● Prompt:
Every line holding the string "React" should be gathered.
>> start
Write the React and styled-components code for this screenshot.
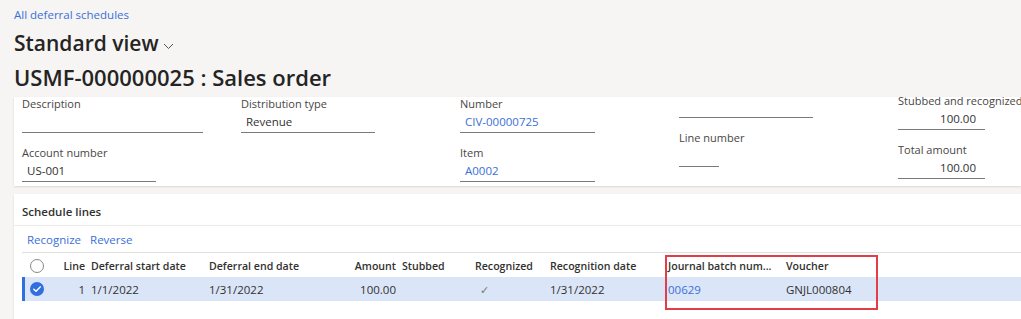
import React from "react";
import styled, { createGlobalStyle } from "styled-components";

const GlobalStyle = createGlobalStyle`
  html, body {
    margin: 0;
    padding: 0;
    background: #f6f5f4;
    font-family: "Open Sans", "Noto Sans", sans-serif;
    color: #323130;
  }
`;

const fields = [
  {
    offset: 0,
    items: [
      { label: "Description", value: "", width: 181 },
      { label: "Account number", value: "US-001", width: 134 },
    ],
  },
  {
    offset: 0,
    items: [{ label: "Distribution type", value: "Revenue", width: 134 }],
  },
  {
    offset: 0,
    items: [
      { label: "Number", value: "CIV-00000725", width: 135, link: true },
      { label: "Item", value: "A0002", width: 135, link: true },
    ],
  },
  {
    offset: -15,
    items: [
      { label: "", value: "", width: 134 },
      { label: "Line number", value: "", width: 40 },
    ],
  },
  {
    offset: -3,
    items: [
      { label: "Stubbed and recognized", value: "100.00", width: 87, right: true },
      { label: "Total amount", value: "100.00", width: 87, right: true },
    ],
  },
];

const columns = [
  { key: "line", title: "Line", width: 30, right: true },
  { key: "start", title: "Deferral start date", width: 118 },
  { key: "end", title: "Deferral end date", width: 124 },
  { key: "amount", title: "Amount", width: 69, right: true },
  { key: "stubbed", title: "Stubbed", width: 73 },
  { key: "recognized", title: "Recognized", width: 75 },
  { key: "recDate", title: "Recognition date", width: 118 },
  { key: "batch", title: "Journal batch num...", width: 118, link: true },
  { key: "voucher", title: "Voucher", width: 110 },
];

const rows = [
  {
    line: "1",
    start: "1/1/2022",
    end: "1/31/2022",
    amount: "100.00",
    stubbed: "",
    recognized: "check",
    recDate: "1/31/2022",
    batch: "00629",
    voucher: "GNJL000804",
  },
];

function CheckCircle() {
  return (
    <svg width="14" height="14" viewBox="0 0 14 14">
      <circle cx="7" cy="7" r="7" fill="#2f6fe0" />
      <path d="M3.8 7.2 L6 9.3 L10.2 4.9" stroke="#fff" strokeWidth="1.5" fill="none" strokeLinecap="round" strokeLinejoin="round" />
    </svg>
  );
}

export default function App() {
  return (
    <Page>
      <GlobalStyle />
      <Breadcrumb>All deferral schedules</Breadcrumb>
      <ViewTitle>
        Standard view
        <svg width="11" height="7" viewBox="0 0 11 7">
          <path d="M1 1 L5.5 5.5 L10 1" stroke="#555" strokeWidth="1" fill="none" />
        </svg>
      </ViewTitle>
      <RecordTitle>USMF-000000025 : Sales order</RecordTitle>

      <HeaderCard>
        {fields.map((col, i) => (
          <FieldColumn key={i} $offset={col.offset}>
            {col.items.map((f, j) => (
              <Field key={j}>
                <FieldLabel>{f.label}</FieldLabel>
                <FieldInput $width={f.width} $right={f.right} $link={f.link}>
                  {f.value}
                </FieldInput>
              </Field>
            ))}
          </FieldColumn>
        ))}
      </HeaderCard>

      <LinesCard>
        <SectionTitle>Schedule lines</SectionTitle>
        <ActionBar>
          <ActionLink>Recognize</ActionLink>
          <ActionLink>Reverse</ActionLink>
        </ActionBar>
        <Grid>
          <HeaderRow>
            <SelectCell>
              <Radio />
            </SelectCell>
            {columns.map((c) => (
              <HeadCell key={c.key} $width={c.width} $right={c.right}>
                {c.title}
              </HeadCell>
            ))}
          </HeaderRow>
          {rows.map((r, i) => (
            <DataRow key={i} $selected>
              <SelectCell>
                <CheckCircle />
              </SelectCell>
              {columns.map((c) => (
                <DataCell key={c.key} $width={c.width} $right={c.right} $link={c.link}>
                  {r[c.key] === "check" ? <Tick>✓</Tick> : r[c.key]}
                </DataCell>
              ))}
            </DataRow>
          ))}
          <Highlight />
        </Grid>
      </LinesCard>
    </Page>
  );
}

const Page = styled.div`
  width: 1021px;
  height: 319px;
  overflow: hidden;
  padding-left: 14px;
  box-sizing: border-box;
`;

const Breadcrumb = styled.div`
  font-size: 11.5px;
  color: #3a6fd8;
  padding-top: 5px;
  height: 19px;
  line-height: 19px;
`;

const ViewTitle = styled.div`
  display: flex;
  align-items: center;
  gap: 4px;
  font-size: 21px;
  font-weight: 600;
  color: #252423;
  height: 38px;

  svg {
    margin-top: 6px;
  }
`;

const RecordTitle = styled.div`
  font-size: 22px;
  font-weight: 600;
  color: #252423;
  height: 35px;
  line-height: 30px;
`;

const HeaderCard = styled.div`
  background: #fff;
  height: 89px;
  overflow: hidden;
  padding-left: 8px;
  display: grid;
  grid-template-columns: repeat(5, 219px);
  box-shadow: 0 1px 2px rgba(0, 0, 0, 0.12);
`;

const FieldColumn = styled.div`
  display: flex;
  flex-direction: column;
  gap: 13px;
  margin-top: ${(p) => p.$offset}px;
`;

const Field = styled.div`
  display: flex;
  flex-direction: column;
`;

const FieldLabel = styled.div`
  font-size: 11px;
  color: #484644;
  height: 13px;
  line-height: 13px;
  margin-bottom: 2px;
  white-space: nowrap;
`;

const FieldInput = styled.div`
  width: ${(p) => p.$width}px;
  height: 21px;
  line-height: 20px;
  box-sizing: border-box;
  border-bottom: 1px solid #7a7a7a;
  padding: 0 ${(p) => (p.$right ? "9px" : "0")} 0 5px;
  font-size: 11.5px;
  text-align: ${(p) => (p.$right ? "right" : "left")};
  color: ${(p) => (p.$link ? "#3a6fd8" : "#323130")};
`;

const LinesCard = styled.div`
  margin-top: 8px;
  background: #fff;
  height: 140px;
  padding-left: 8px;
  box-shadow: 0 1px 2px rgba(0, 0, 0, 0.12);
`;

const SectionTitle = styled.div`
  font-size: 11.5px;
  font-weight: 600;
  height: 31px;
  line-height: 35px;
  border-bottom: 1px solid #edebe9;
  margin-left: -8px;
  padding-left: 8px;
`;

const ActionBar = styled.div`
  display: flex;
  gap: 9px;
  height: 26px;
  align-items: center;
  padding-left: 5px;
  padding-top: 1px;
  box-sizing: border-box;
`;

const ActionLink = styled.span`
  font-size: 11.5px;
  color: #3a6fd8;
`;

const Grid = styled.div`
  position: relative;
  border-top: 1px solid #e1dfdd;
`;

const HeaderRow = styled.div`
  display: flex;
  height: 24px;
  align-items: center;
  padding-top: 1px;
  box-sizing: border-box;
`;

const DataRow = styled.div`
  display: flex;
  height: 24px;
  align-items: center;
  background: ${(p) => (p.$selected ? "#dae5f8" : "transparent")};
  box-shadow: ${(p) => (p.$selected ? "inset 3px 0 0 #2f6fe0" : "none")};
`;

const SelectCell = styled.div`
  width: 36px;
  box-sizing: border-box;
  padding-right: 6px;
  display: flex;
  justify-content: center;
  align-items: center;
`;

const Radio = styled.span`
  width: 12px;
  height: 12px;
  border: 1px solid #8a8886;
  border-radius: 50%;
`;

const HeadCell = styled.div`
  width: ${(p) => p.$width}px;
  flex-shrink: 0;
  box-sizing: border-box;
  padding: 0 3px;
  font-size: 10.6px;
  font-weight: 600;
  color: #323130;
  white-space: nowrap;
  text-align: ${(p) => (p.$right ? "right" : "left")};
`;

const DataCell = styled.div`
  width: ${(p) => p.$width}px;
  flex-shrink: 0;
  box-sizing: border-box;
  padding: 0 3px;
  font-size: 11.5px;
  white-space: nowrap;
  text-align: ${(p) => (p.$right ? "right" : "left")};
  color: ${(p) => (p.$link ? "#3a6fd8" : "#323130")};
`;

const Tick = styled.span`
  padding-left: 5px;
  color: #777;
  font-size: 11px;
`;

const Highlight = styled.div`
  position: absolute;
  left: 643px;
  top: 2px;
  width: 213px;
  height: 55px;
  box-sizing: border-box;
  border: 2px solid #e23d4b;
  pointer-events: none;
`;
>> end
● Exercise output:
Write the React and styled-components code for this screenshot.
import React from "react";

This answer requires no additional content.